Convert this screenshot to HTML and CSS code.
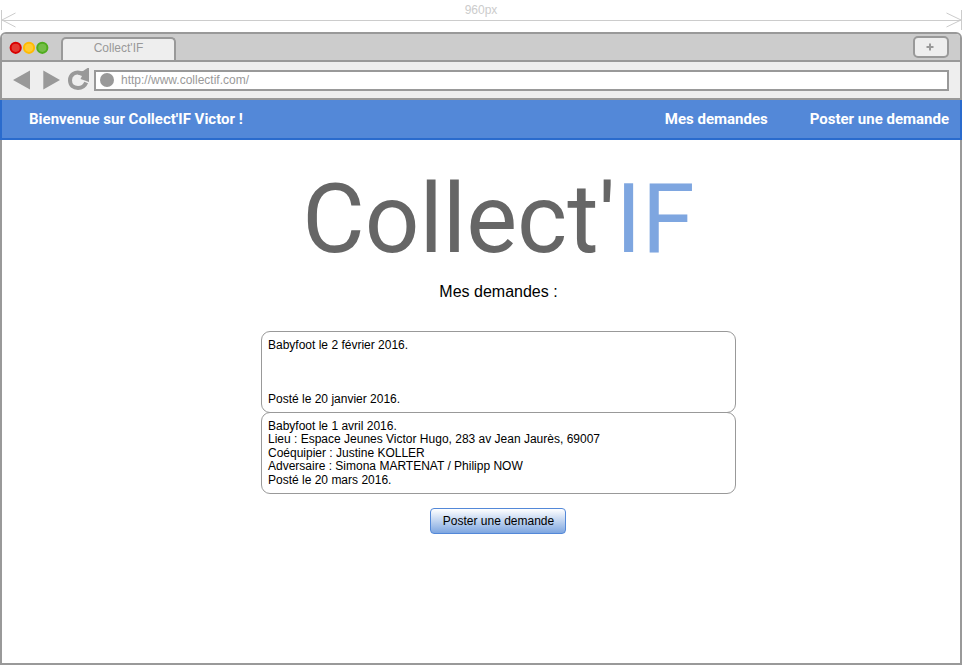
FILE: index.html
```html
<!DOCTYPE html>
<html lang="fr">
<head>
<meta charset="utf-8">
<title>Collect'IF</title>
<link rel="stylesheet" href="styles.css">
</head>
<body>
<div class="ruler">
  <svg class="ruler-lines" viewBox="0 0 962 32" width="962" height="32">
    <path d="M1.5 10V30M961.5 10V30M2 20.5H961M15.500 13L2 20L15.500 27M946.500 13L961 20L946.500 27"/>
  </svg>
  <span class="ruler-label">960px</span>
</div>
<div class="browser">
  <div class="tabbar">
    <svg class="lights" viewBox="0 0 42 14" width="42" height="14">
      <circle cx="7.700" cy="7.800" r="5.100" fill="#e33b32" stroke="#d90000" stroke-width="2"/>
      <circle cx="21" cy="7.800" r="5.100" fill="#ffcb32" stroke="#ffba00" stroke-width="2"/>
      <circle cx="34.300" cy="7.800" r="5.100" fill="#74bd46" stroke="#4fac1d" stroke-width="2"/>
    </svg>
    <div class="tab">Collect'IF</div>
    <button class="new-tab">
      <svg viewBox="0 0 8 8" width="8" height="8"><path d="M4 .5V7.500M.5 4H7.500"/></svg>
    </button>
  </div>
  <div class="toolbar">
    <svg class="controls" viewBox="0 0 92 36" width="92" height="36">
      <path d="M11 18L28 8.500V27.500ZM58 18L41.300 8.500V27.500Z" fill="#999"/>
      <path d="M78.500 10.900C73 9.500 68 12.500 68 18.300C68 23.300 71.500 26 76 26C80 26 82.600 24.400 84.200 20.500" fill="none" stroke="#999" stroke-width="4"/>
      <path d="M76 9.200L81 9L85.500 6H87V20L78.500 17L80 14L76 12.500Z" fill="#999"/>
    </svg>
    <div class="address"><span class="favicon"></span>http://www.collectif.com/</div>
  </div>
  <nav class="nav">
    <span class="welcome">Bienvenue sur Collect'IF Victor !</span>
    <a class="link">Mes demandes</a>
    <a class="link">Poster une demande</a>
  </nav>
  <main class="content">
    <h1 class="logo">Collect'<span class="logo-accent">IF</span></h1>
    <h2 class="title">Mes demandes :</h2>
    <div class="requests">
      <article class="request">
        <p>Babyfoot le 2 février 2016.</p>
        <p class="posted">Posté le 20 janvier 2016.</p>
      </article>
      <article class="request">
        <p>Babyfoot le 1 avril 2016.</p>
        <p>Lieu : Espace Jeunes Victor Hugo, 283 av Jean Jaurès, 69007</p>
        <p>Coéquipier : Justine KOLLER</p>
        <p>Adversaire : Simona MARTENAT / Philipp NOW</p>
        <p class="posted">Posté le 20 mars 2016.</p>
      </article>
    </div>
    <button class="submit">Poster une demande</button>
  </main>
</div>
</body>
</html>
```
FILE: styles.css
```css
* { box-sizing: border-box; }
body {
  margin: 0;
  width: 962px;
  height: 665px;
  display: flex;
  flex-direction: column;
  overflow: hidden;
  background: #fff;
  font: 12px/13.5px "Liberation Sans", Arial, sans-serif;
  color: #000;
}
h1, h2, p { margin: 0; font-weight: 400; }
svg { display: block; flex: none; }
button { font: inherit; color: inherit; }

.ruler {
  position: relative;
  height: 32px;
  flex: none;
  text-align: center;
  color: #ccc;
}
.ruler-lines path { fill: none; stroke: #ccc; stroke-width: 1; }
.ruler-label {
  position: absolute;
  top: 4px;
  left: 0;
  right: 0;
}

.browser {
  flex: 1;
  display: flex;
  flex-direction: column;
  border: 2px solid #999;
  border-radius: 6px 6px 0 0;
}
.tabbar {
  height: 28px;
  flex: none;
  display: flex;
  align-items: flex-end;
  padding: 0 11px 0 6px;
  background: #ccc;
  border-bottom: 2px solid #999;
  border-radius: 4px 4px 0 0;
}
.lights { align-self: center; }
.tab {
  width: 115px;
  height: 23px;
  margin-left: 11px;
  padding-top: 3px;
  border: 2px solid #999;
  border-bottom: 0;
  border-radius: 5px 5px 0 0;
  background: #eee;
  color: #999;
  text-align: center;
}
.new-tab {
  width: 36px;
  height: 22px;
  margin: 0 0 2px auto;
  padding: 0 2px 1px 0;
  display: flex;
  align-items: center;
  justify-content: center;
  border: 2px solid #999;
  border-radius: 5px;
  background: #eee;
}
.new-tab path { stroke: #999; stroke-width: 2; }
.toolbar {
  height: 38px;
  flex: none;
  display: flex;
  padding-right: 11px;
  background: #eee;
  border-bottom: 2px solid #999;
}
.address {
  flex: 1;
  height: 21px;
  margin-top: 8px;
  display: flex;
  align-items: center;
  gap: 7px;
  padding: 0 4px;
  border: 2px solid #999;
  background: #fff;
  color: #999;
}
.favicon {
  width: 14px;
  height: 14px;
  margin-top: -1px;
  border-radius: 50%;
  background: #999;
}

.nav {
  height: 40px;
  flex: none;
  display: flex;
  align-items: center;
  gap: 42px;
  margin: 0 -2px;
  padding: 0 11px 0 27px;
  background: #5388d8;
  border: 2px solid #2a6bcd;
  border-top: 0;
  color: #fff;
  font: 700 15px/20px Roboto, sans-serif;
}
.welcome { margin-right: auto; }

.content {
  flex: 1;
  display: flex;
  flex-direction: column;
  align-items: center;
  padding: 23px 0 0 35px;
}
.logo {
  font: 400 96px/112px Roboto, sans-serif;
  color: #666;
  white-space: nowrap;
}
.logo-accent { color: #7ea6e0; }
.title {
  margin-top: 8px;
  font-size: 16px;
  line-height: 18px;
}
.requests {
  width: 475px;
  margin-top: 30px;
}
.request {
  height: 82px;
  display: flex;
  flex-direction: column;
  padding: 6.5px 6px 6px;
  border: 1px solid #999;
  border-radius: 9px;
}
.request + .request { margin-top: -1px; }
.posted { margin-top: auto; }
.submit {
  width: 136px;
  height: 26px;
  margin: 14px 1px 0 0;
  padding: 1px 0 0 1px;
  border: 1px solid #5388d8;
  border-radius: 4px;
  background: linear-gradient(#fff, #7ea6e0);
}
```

- _TASK INSTRUCTIONS_: In your copy of the listing above, reproduce each line exactly and omit all pictures.

- _SOLUTION TO THIS PROBLEM_:
Convert this screenshot to HTML and CSS code.
FILE: index.html
```html
<!DOCTYPE html>
<html lang="fr">
<head>
<meta charset="utf-8">
<title>Collect'IF</title>
<link rel="stylesheet" href="styles.css">
</head>
<body>
<div class="ruler">
  <svg class="ruler-lines" viewBox="0 0 962 32" width="962" height="32">
    <path d="M1.5 10V30M961.5 10V30M2 20.5H961M15.500 13L2 20L15.500 27M946.500 13L961 20L946.500 27"/>
  </svg>
  <span class="ruler-label">960px</span>
</div>
<div class="browser">
  <div class="tabbar">
    <svg class="lights" viewBox="0 0 42 14" width="42" height="14">
      <circle cx="7.700" cy="7.800" r="5.100" fill="#e33b32" stroke="#d90000" stroke-width="2"/>
      <circle cx="21" cy="7.800" r="5.100" fill="#ffcb32" stroke="#ffba00" stroke-width="2"/>
      <circle cx="34.300" cy="7.800" r="5.100" fill="#74bd46" stroke="#4fac1d" stroke-width="2"/>
    </svg>
    <div class="tab">Collect'IF</div>
    <button class="new-tab">
      <svg viewBox="0 0 8 8" width="8" height="8"><path d="M4 .5V7.500M.5 4H7.500"/></svg>
    </button>
  </div>
  <div class="toolbar">
    <svg class="controls" viewBox="0 0 92 36" width="92" height="36">
      <path d="M11 18L28 8.500V27.500ZM58 18L41.300 8.500V27.500Z" fill="#999"/>
      <path d="M78.500 10.900C73 9.500 68 12.500 68 18.300C68 23.300 71.500 26 76 26C80 26 82.600 24.400 84.200 20.500" fill="none" stroke="#999" stroke-width="4"/>
      <path d="M76 9.200L81 9L85.500 6H87V20L78.500 17L80 14L76 12.500Z" fill="#999"/>
    </svg>
    <div class="address"><span class="favicon"></span>http://www.collectif.com/</div>
  </div>
  <nav class="nav">
    <span class="welcome">Bienvenue sur Collect'IF Victor !</span>
    <a class="link">Mes demandes</a>
    <a class="link">Poster une demande</a>
  </nav>
  <main class="content">
    <h1 class="logo">Collect'<span class="logo-accent">IF</span></h1>
    <h2 class="title">Mes demandes :</h2>
    <div class="requests">
      <article class="request">
        <p>Babyfoot le 2 février 2016.</p>
        <p class="posted">Posté le 20 janvier 2016.</p>
      </article>
      <article class="request">
        <p>Babyfoot le 1 avril 2016.</p>
        <p>Lieu : Espace Jeunes Victor Hugo, 283 av Jean Jaurès, 69007</p>
        <p>Coéquipier : Justine KOLLER</p>
        <p>Adversaire : Simona MARTENAT / Philipp NOW</p>
        <p class="posted">Posté le 20 mars 2016.</p>
      </article>
    </div>
    <button class="submit">Poster une demande</button>
  </main>
</div>
</body>
</html>
```
FILE: styles.css
```css
* { box-sizing: border-box; }
body {
  margin: 0;
  width: 962px;
  height: 665px;
  display: flex;
  flex-direction: column;
  overflow: hidden;
  background: #fff;
  font: 12px/13.5px "Liberation Sans", Arial, sans-serif;
  color: #000;
}
h1, h2, p { margin: 0; font-weight: 400; }
svg { display: block; flex: none; }
button { font: inherit; color: inherit; }

.ruler {
  position: relative;
  height: 32px;
  flex: none;
  text-align: center;
  color: #ccc;
}
.ruler-lines path { fill: none; stroke: #ccc; stroke-width: 1; }
.ruler-label {
  position: absolute;
  top: 4px;
  left: 0;
  right: 0;
}

.browser {
  flex: 1;
  display: flex;
  flex-direction: column;
  border: 2px solid #999;
  border-radius: 6px 6px 0 0;
}
.tabbar {
  height: 28px;
  flex: none;
  display: flex;
  align-items: flex-end;
  padding: 0 11px 0 6px;
  background: #ccc;
  border-bottom: 2px solid #999;
  border-radius: 4px 4px 0 0;
}
.lights { align-self: center; }
.tab {
  width: 115px;
  height: 23px;
  margin-left: 11px;
  padding-top: 3px;
  border: 2px solid #999;
  border-bottom: 0;
  border-radius: 5px 5px 0 0;
  background: #eee;
  color: #999;
  text-align: center;
}
.new-tab {
  width: 36px;
  height: 22px;
  margin: 0 0 2px auto;
  padding: 0 2px 1px 0;
  display: flex;
  align-items: center;
  justify-content: center;
  border: 2px solid #999;
  border-radius: 5px;
  background: #eee;
}
.new-tab path { stroke: #999; stroke-width: 2; }
.toolbar {
  height: 38px;
  flex: none;
  display: flex;
  padding-right: 11px;
  background: #eee;
  border-bottom: 2px solid #999;
}
.address {
  flex: 1;
  height: 21px;
  margin-top: 8px;
  display: flex;
  align-items: center;
  gap: 7px;
  padding: 0 4px;
  border: 2px solid #999;
  background: #fff;
  color: #999;
}
.favicon {
  width: 14px;
  height: 14px;
  margin-top: -1px;
  border-radius: 50%;
  background: #999;
}

.nav {
  height: 40px;
  flex: none;
  display: flex;
  align-items: center;
  gap: 42px;
  margin: 0 -2px;
  padding: 0 11px 0 27px;
  background: #5388d8;
  border: 2px solid #2a6bcd;
  border-top: 0;
  color: #fff;
  font: 700 15px/20px Roboto, sans-serif;
}
.welcome { margin-right: auto; }

.content {
  flex: 1;
  display: flex;
  flex-direction: column;
  align-items: center;
  padding: 23px 0 0 35px;
}
.logo {
  font: 400 96px/112px Roboto, sans-serif;
  color: #666;
  white-space: nowrap;
}
.logo-accent { color: #7ea6e0; }
.title {
  margin-top: 8px;
  font-size: 16px;
  line-height: 18px;
}
.requests {
  width: 475px;
  margin-top: 30px;
}
.request {
  height: 82px;
  display: flex;
  flex-direction: column;
  padding: 6.5px 6px 6px;
  border: 1px solid #999;
  border-radius: 9px;
}
.request + .request { margin-top: -1px; }
.posted { margin-top: auto; }
.submit {
  width: 136px;
  height: 26px;
  margin: 14px 1px 0 0;
  padding: 1px 0 0 1px;
  border: 1px solid #5388d8;
  border-radius: 4px;
  background: linear-gradient(#fff, #7ea6e0);
}
```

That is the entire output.